6.3.2. According the Supreme Court lead by notable Judge Cordoza, Salmon (the managing partner) owed Meinhard a fiduciary duty and highest loyalty to inform Meinhard of the new venture ( a leasing opportunity). It was only because of this original partnership and opportunity between Meinhard (the managing partner) and Salmon, that Salmon was able to obtain the new leasing opportunity. So, it was 'unfair' of Salmon to leverage the opportunity that arose from their partnership and benefit solely from it without sharing both the initial information and the monetary benefit of Meinhard. This conclusion begs the question - would Meinhard have won if Salmon had performed the initial duty of communication, but withheld the monetary benefits?
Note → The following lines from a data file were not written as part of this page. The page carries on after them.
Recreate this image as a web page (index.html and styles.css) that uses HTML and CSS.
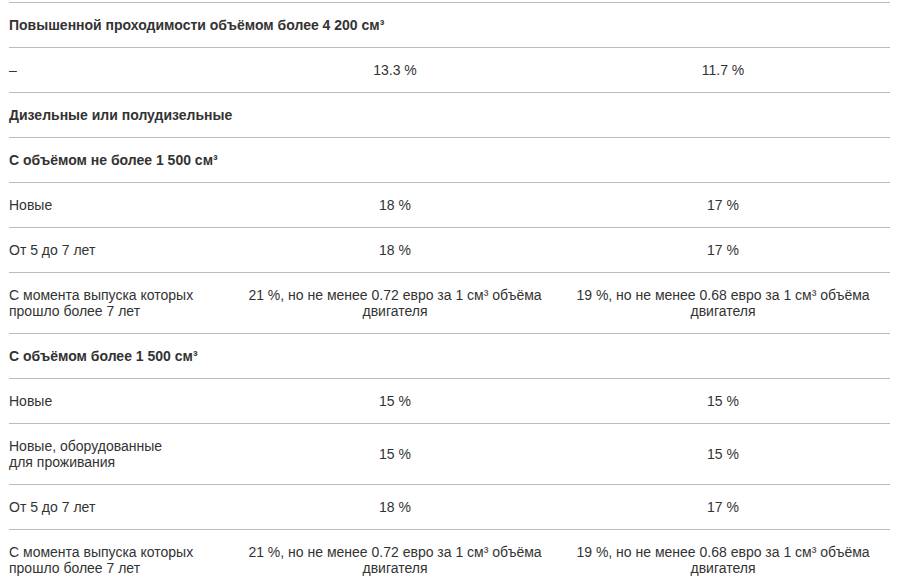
FILE: index.html
```html
<!DOCTYPE html>
<html lang="ru">
<head>
<meta charset="utf-8">
<link rel="stylesheet" href="styles.css">
</head>
<body>
<div class="wrap">
<table class="rates">
  <colgroup>
    <col class="c1"><col class="c2"><col class="c3">
  </colgroup>
  <tbody>
    <tr class="head"><td colspan="3">Повышенной проходимости объёмом более 4 200 см³</td></tr>
    <tr><td>–</td><td>13.3 %</td><td>11.7 %</td></tr>
    <tr class="head"><td colspan="3">Дизельные или полудизельные</td></tr>
    <tr class="head"><td colspan="3">С объёмом не более 1 500 см³</td></tr>
    <tr><td>Новые</td><td>18 %</td><td>17 %</td></tr>
    <tr><td>От 5 до 7 лет</td><td>18 %</td><td>17 %</td></tr>
    <tr><td>С момента выпуска которых прошло более 7 лет</td><td>21 %, но не менее 0.72 евро за 1 см³ объёма двигателя</td><td>19 %, но не менее 0.68 евро за 1 см³ объёма двигателя</td></tr>
    <tr class="head"><td colspan="3">С объёмом более 1 500 см³</td></tr>
    <tr><td>Новые</td><td>15 %</td><td>15 %</td></tr>
    <tr><td>Новые, оборудованные<br>для проживания</td><td>15 %</td><td>15 %</td></tr>
    <tr><td>От 5 до 7 лет</td><td>18 %</td><td>17 %</td></tr>
    <tr><td>С момента выпуска которых прошло более 7 лет</td><td>21 %, но не менее 0.72 евро за 1 см³ объёма двигателя</td><td>19 %, но не менее 0.68 евро за 1 см³ объёма двигателя</td></tr>
  </tbody>
</table>
</div>
</body>
</html>
```
FILE: styles.css
```css
html, body {
  margin: 0;
  padding: 0;
  background: #fff;
}
.wrap {
  padding: 2px 7px 0 9px;
}
.rates {
  width: 881px;
  border-collapse: collapse;
  table-layout: fixed;
  font-family: "Liberation Sans", Arial, sans-serif;
  font-size: 14px;
  line-height: 16px;
  color: #333;
  border-top: 1px solid #bbb;
}
.c1 { width: 225px; }
.c2 { width: 322px; }
.c3 { width: 334px; }
.rates td {
  padding: 14px 10px;
  border-bottom: 1px solid #bbb;
  text-align: center;
  vertical-align: middle;
}
.rates td:first-child {
  padding-left: 0;
  text-align: left;
}
.rates .head td {
  font-weight: bold;
  text-align: left;
}
```
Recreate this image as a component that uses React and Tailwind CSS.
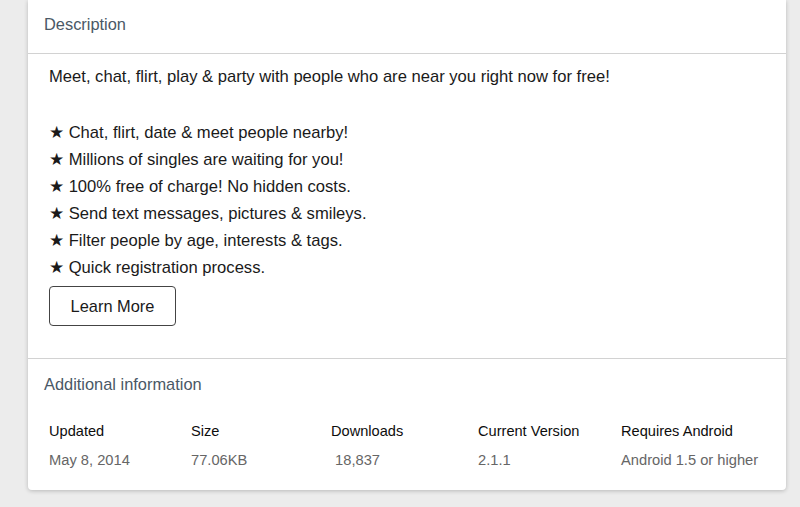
const BULLETS = [
  "Chat, flirt, date & meet people nearby!",
  "Millions of singles are waiting for you!",
  "100% free of charge! No hidden costs.",
  "Send text messages, pictures & smileys.",
  "Filter people by age, interests & tags.",
  "Quick registration process.",
];

const INFO = [
  { label: "Updated", value: "May 8, 2014" },
  { label: "Size", value: "77.06KB" },
  { label: "Downloads", value: "\u00a018,837" },
  { label: "Current Version", value: "2.1.1" },
  { label: "Requires Android", value: "Android 1.5 or higher" },
];

export default function App() {
  return (
    <div
      className="h-[507px] w-[800px] overflow-hidden bg-[#ececec] pl-[28px] pr-[14px]"
      style={{ fontFamily: '"Liberation Sans", Arial, sans-serif' }}
    >
      <div className="rounded-b-[4px] bg-white shadow-[0_1px_4px_rgba(0,0,0,0.22)]">
        {/* description */}
        <div className="flex h-[54px] items-center border-b border-[#d2d2d2] px-[16px] pb-[4px]">
          <h2 className="text-[16.4px] text-[#4a5866]">Description</h2>
        </div>
        <div className="px-[21px] pt-[9px] pb-[32px] text-[16.6px] leading-[27px] text-[#1a1a1a]">
          <p>Meet, chat, flirt, play &amp; party with people who are near you right now for free!</p>
          <ul className="mt-[29px]">
            {BULLETS.map((b) => (
              <li key={b}>★ {b}</li>
            ))}
          </ul>
          <button className="mt-[5px] h-[40px] w-[127px] rounded-[4px] border border-[#444] text-[16.4px] text-[#1a1a1a]">
            Learn More
          </button>
        </div>

        {/* additional info */}
        <div className="border-t border-[#d2d2d2] px-[16px] pt-[15px] pb-[21px]">
          <h2 className="text-[16.4px] leading-[20px] text-[#4a5866]">Additional information</h2>
          <div className="mt-[28px] grid grid-cols-[142px_140px_147px_143px_1fr] pl-[5px]">
            {INFO.map((i) => (
              <div key={i.label}>
                <p className="text-[14.6px] leading-[18px] text-[#0d0d0d]">{i.label}</p>
                <p className="mt-[11px] text-[14.7px] leading-[18px] text-[#666]">{i.value}</p>
              </div>
            ))}
          </div>
        </div>
      </div>
    </div>
  );
}
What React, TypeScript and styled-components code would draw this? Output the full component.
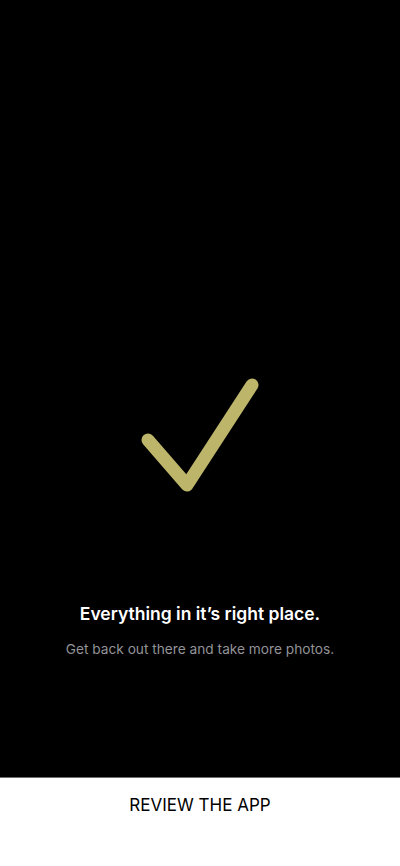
import React from "react";
import styled, { createGlobalStyle } from "styled-components";

const Global = createGlobalStyle`
  html, body { margin: 0; padding: 0; background: #fff; }
  body { font-family: Inter, "Noto Sans", sans-serif; -webkit-font-smoothing: antialiased; }
`;

const Screen = styled.div`
  display: flex;
  flex-direction: column;
  width: 400px;
  height: 866px;
`;

const Main = styled.main`
  flex: 1;
  background: #000;
  display: flex;
  flex-direction: column;
  align-items: center;
  padding-top: 370px;
  box-sizing: border-box;
`;

const Check = styled.svg`
  width: 130px;
  height: 130px;
  display: block;
`;

const Title = styled.h1`
  margin: 103px 0 0;
  font-size: 17.5px;
  line-height: 22px;
  font-weight: 600;
  color: #fff;
  text-align: center;
`;

const Subtitle = styled.p`
  margin: 15px 0 0;
  font-size: 13.7px;
  line-height: 18px;
  font-weight: 400;
  color: #939398;
  text-align: center;
`;

const Footer = styled.footer`
  height: 89px;
  flex: none;
  border-top: 1px solid #6e6e6e;
  background: #fff;
  display: flex;
  justify-content: center;
  padding-top: 16px;
  box-sizing: border-box;
`;

const ReviewButton = styled.button`
  border: none;
  background: none;
  padding: 0;
  height: 22px;
  font-family: Inter, "Noto Sans", sans-serif;
  font-size: 17px;
  line-height: 22px;
  font-weight: 400;
  color: #000;
  cursor: pointer;
`;

export default function App() {
  return (
    <Screen>
      <Global />
      <Main>
        <Check viewBox="0 0 130 130">
          <polyline
            points="13,70 52,115 117,15"
            fill="none"
            stroke="#bdb56a"
            strokeWidth={13}
            strokeLinecap="round"
            strokeLinejoin="round"
          />
        </Check>
        <Title>Everything in it’s right place.</Title>
        <Subtitle>Get back out there and take more photos.</Subtitle>
      </Main>
      <Footer>
        <ReviewButton>REVIEW THE APP</ReviewButton>
      </Footer>
    </Screen>
  );
}
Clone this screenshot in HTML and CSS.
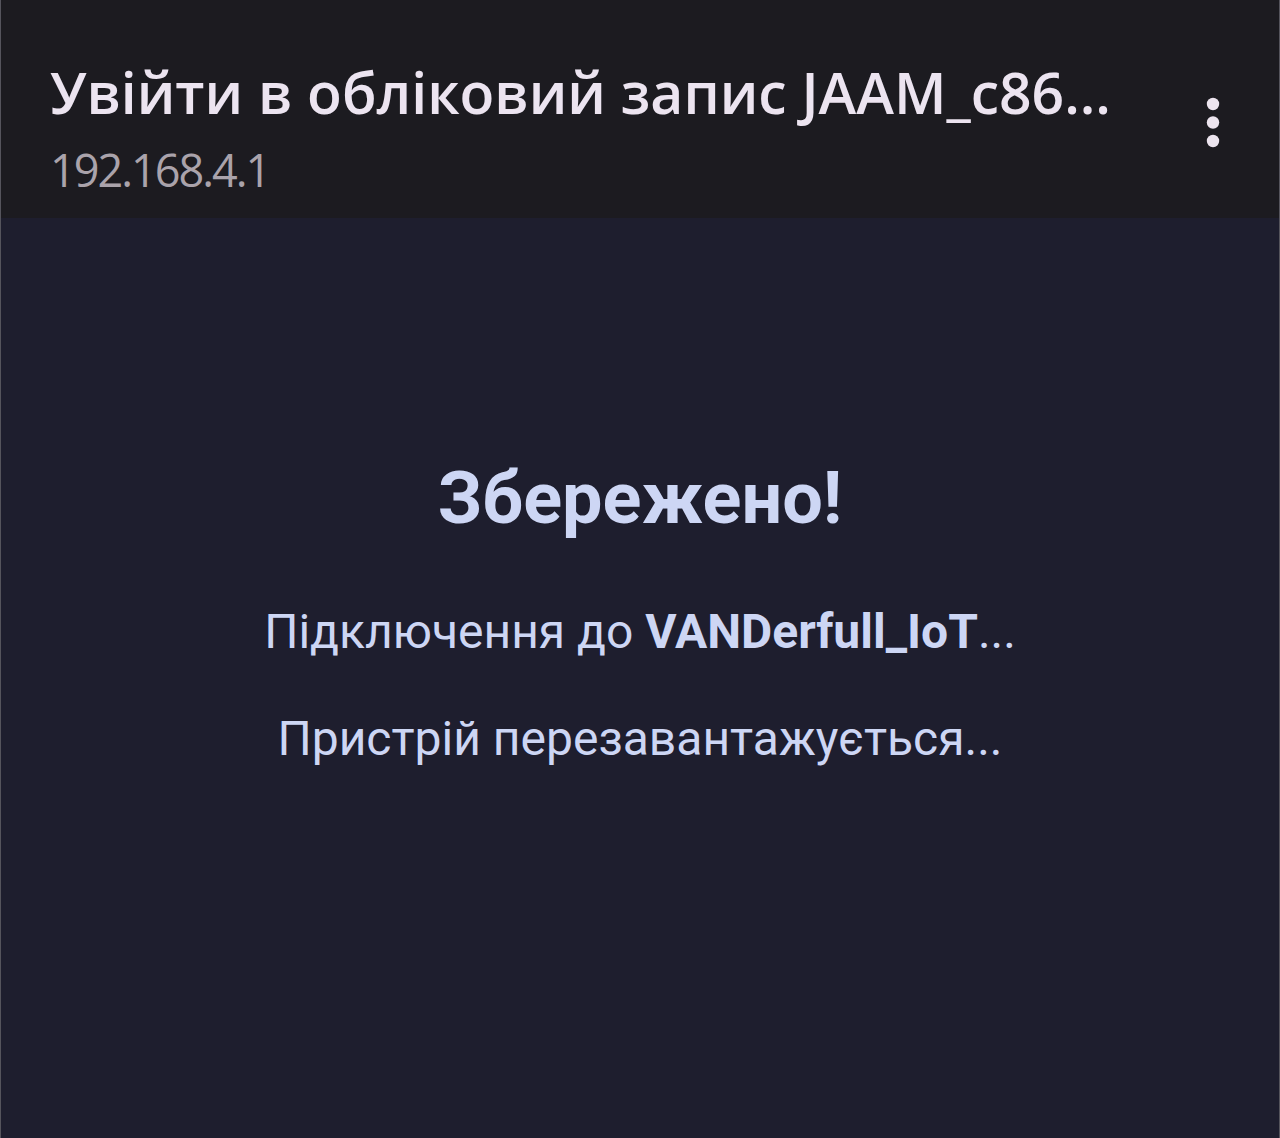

7. Business and Ethical Impact of nearly a Century

7.1. This is a landmark case of corporate law and partnership law, with an impact that reverberates nearly a century later.  According to WestLaw, the Meinhard v Salmon case had been cited 1,021 times, including 296 New York Cases, 120 cases in the Second Circuit, 591 decisions from other federal and state courts, and 14 international cases. Source: New York University and Economic Papers by Geoffrey Miller.

7.1.1. However, it is to be noted that the high standards of partnership duty is not reflected in the current Uniform Partnership Act. In the Uniform Partnership Act, a partner's co-adventures are limited in modest terms.

7.2. This case has significant impact on almost every business after 1928 which defined itself by a partnership. This case re-defined and clarified the very nature of a business partnership, as one that goes beyond normal 'good faith duty' into one of highest fiduciary duty and highest duty of communication

7.3. This is also a case and impact of business ethics. Is it morally justifiable to keep information such as a leveraging opportunity or a co-adventure from your business partner?

7.4. Referenced Cases

7.4.1. Anderson v Lemon Established what is considered to be fraudulent intent within a copartnership Defendant advised his partner of interest in pursuing property as a joint purchase Defendant ends up covertly bidding alone  without terminating copartnership

7.4.2. Beatty v Guggenheim "Constructive trust" "The constructive trust is the formula through which the conscience of equity finds expression. When property has been acquired in such circumstances that the holder of the legal title may not in good conscience retain the beneficial interest, equity converts him into a trustee. " - Justice Cardozo Ruling: employee has fiduciary obligation to employer

7.4.3. Selwyn & Co. v Waller

7.4.4. Munson v Syracuse This case rules to uphold the duty of loyalty and the assumption of "undivided loyalty" in partnership.

7.4.5. Latta v Kilbourn Each [business] partner has fiduciary duty to other partners. Ruling: a partner cannot use partnership assets for individual benefit.